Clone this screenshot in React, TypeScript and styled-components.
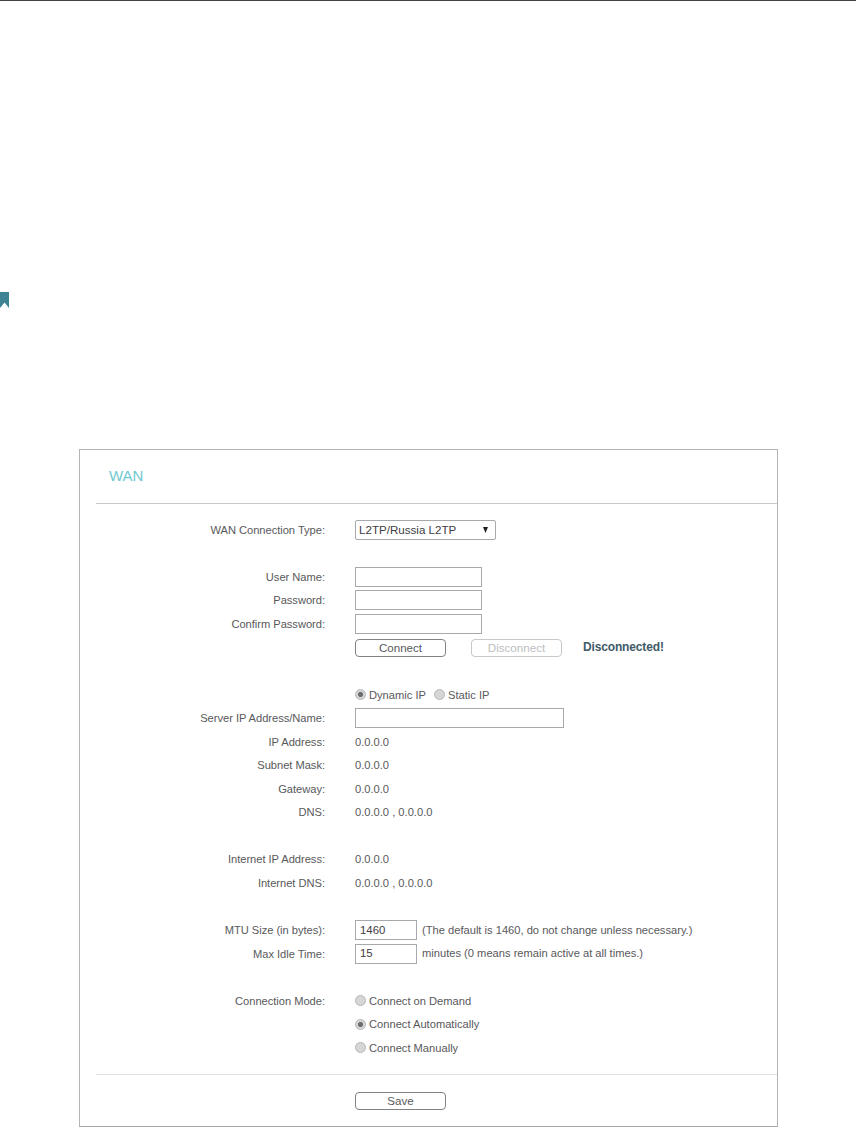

━━━━━━━━━━━━━━━━━━━━

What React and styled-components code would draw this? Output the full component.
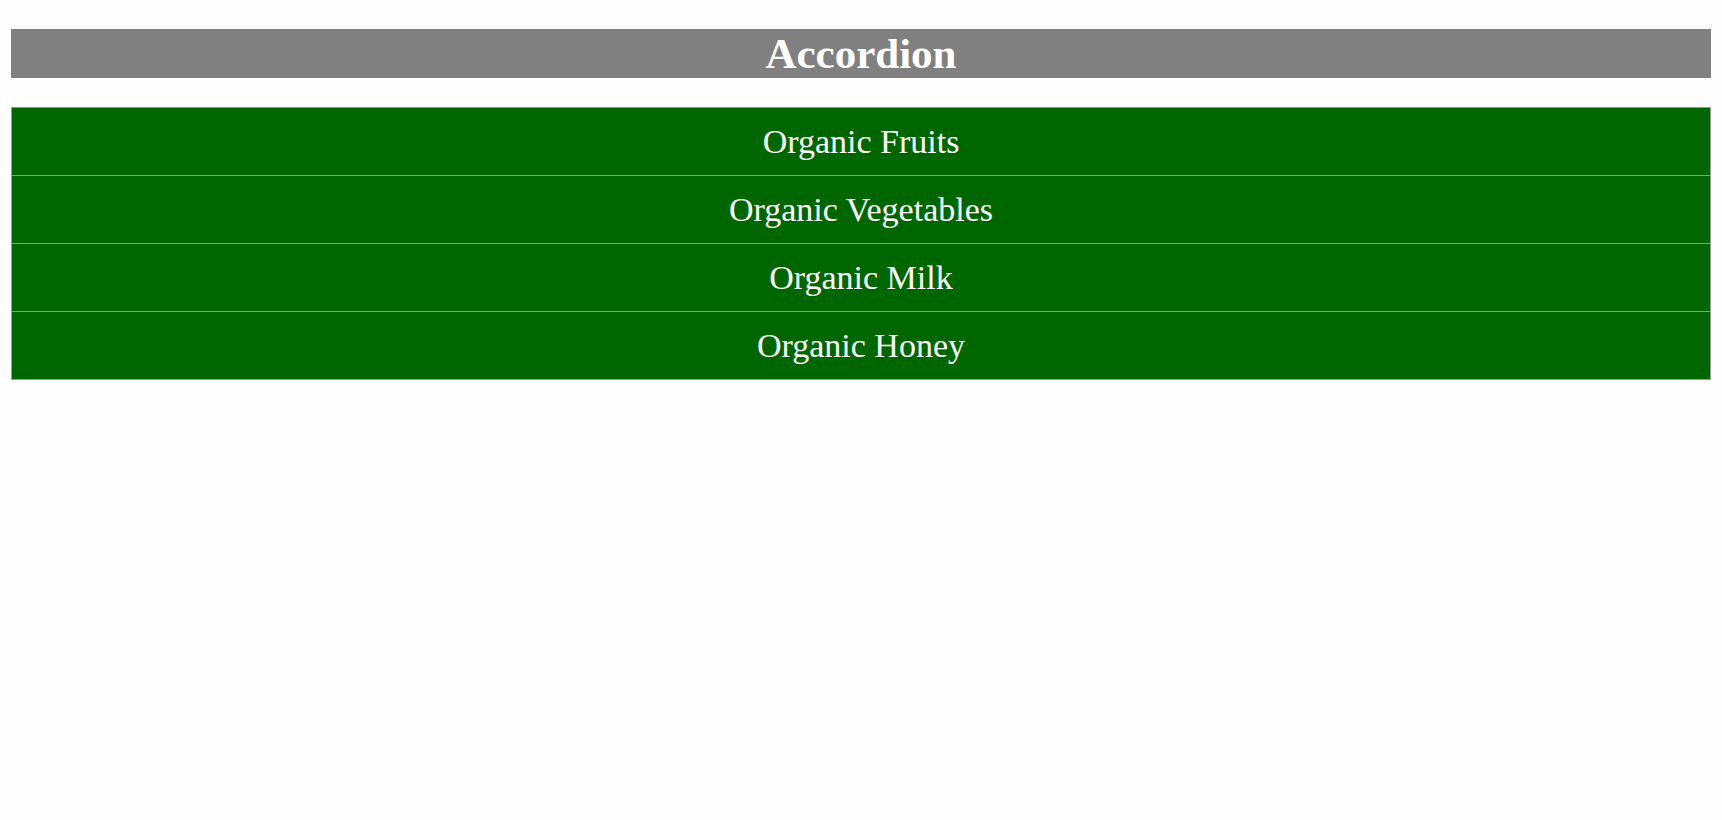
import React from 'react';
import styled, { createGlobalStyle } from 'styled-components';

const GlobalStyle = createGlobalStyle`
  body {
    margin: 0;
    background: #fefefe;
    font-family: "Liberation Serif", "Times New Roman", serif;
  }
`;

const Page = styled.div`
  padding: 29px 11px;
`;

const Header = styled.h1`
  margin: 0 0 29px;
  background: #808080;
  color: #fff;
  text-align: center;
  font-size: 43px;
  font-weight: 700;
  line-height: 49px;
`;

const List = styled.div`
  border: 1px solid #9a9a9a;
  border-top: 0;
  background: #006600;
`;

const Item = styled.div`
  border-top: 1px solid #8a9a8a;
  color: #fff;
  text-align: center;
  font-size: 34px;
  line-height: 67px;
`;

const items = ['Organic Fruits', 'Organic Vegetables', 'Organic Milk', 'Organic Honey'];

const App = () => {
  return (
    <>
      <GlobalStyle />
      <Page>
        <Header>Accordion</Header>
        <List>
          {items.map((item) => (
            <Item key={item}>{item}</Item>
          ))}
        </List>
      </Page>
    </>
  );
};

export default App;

━━━━━━━━━━━━━━━━━━━━

(Exercise instructions): Search the data for the word "this" and copy each line where it appears.

(Result):
Clone this screenshot in React, TypeScript and styled-components.
What React and styled-components code would draw this? Output the full component.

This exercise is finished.